---------- RECORDS SHOWN

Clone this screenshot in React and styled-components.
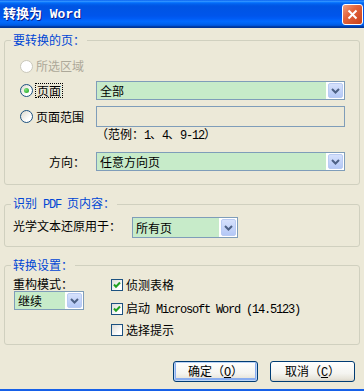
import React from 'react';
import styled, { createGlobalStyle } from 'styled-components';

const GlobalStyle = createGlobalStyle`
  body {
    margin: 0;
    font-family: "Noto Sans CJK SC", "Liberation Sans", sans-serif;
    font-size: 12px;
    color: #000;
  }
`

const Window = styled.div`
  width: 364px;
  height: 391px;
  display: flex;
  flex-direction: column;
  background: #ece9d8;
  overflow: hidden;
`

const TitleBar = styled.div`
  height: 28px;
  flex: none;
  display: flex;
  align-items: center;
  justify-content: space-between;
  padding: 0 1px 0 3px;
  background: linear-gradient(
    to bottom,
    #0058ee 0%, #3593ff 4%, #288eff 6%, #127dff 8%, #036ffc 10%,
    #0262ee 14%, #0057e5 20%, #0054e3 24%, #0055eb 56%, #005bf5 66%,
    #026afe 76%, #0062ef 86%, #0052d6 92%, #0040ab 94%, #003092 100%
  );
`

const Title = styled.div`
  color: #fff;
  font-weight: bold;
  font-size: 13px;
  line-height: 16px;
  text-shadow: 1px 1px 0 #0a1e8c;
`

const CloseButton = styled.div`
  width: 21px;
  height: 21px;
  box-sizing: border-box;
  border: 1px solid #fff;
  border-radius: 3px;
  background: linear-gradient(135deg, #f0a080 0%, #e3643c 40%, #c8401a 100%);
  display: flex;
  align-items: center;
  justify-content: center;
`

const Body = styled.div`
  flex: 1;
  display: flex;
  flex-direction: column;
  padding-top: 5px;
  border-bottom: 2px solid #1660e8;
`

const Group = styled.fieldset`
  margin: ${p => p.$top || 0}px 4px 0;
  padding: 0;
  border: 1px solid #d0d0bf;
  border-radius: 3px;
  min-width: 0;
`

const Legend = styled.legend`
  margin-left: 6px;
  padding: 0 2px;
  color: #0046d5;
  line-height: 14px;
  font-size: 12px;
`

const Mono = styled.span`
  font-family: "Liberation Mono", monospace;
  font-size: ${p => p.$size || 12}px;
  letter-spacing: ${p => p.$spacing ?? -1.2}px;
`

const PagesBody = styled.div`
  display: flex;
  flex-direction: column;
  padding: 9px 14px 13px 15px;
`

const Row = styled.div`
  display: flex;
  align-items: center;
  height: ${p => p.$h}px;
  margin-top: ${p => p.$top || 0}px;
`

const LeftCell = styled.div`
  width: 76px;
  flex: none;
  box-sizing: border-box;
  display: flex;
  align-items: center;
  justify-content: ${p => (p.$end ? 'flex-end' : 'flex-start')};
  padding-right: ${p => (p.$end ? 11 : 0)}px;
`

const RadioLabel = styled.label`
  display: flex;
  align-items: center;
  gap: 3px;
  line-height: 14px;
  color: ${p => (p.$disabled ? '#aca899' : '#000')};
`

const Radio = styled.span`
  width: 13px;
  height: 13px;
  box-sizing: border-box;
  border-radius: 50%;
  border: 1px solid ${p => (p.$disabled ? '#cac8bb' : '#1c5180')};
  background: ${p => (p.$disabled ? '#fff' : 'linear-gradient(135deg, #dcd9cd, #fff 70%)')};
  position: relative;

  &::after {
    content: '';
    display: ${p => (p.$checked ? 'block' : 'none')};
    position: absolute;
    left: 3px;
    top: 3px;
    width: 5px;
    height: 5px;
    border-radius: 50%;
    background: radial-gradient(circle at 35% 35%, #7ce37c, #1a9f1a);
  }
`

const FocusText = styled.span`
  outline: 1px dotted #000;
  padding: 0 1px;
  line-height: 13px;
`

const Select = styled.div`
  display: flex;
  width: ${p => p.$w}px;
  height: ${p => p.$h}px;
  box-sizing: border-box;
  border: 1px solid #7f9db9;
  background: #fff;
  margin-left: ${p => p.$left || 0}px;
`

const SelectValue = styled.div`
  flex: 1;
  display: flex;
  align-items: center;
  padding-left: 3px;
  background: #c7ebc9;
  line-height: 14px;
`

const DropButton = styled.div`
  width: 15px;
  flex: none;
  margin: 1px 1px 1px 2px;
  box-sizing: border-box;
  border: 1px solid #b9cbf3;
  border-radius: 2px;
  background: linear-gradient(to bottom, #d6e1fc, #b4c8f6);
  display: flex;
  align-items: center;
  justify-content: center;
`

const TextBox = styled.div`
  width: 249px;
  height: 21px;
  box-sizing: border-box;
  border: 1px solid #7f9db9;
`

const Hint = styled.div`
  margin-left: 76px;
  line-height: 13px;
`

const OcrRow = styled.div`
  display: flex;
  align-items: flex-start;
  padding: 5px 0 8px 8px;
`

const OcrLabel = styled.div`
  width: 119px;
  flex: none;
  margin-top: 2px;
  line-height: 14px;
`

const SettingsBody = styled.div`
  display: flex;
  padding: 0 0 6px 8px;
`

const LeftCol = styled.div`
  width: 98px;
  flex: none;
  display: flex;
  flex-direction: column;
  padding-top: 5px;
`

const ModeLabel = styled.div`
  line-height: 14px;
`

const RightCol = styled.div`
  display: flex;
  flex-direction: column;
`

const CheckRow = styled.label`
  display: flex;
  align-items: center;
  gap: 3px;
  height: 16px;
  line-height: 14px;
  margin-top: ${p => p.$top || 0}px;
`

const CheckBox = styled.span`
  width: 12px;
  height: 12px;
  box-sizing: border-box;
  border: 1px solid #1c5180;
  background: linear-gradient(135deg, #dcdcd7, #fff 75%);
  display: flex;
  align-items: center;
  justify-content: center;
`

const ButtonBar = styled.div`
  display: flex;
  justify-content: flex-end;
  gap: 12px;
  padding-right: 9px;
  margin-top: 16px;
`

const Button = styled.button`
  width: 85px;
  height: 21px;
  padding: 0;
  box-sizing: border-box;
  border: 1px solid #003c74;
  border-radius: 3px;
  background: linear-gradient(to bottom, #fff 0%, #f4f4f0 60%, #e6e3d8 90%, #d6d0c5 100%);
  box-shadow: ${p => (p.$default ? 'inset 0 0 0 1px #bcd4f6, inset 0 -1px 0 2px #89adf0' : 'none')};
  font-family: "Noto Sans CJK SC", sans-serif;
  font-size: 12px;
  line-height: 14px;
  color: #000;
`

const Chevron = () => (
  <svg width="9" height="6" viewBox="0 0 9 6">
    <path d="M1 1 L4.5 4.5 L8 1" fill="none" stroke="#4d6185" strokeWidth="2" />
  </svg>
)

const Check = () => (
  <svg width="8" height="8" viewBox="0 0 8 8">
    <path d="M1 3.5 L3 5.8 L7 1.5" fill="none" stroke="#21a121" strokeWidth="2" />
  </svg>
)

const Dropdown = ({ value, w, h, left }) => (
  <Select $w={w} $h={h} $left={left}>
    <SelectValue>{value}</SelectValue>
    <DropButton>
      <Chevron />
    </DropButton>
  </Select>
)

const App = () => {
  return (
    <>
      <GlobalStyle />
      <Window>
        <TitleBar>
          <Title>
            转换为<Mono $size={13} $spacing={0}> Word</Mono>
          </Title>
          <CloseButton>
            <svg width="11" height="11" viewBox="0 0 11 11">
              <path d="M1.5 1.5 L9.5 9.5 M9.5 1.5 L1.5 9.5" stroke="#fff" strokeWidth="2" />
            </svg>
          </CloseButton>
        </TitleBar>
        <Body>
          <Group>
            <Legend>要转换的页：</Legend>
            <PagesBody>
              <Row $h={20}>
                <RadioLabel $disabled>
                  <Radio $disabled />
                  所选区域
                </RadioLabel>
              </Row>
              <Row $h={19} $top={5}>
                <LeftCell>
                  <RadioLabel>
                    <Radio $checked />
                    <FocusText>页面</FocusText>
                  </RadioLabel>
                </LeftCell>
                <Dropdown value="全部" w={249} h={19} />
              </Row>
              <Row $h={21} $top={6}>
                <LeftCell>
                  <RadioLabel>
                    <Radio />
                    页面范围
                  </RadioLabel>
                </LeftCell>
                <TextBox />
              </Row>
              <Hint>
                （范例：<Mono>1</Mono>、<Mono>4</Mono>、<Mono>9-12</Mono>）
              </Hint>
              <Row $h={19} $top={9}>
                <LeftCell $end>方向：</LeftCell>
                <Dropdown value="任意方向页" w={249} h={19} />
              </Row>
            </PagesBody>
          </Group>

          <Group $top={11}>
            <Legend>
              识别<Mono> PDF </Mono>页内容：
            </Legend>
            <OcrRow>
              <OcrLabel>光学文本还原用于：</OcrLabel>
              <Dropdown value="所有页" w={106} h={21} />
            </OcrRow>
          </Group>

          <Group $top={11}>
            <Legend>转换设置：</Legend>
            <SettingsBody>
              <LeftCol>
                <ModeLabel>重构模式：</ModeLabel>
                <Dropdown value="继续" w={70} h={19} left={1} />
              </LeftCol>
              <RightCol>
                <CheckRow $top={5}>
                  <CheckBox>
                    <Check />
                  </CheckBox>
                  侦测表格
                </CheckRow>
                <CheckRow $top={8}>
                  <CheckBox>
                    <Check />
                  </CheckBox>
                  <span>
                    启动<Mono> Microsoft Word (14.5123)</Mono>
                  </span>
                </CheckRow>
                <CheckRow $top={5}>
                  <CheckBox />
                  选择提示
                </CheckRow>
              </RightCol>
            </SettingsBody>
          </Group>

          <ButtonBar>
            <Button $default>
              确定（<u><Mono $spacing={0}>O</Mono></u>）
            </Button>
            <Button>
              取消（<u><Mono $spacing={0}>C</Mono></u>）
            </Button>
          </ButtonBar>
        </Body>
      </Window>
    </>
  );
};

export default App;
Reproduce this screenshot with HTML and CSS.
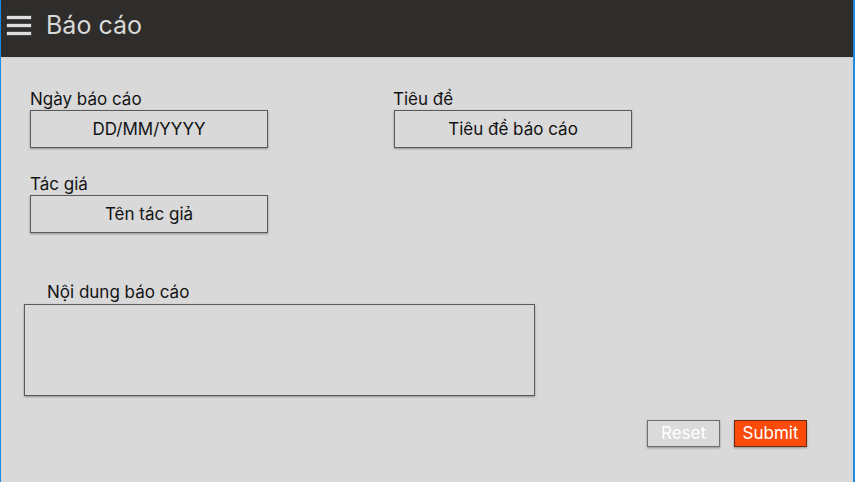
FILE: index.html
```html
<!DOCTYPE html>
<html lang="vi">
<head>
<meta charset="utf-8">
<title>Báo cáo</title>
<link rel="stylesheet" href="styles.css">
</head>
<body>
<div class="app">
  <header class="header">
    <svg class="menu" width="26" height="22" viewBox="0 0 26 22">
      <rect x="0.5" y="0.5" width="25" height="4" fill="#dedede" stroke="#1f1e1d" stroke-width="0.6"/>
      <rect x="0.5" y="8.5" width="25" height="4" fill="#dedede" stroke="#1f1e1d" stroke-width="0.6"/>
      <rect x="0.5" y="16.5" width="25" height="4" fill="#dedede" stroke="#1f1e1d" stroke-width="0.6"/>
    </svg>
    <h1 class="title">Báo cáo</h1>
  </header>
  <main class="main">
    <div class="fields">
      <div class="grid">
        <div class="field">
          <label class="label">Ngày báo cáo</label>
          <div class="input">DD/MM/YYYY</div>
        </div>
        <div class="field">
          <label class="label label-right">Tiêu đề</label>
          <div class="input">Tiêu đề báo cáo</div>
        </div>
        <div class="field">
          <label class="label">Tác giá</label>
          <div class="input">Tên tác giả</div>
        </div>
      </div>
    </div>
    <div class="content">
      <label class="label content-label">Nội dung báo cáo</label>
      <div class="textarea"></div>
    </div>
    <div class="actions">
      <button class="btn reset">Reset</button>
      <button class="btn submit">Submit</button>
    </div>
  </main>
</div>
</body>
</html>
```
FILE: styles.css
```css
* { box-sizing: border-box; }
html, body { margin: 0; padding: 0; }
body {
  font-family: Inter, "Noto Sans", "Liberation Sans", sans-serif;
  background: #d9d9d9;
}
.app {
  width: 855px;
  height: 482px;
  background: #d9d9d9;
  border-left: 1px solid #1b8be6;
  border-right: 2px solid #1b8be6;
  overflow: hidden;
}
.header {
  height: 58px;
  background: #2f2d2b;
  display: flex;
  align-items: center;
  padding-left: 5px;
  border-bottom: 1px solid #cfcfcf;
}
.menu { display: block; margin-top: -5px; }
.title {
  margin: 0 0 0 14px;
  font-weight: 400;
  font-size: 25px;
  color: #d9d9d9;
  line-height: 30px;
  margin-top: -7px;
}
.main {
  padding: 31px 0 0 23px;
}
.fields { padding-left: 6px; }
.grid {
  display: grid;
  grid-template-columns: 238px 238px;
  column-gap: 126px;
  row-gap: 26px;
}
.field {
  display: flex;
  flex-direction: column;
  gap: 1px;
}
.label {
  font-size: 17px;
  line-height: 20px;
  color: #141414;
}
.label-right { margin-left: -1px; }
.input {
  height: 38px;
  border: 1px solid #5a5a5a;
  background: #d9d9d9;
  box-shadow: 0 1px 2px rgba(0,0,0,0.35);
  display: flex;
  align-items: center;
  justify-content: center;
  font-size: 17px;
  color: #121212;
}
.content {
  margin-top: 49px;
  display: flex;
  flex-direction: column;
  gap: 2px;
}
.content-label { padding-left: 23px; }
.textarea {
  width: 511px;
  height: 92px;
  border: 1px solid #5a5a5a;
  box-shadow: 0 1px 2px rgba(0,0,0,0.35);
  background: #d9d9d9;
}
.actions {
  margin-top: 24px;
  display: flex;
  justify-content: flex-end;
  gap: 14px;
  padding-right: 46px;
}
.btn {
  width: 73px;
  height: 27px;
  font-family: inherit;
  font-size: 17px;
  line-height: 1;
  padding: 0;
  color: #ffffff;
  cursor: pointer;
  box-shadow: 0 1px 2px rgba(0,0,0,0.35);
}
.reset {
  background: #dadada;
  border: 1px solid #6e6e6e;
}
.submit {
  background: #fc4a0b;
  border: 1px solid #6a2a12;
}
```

--------------------

● WHAT IS REQUIRED
Write down the number of lines where the word "screenshot" appears, and nothing further.

● SOLUTION FOR THIS EXERCISE
2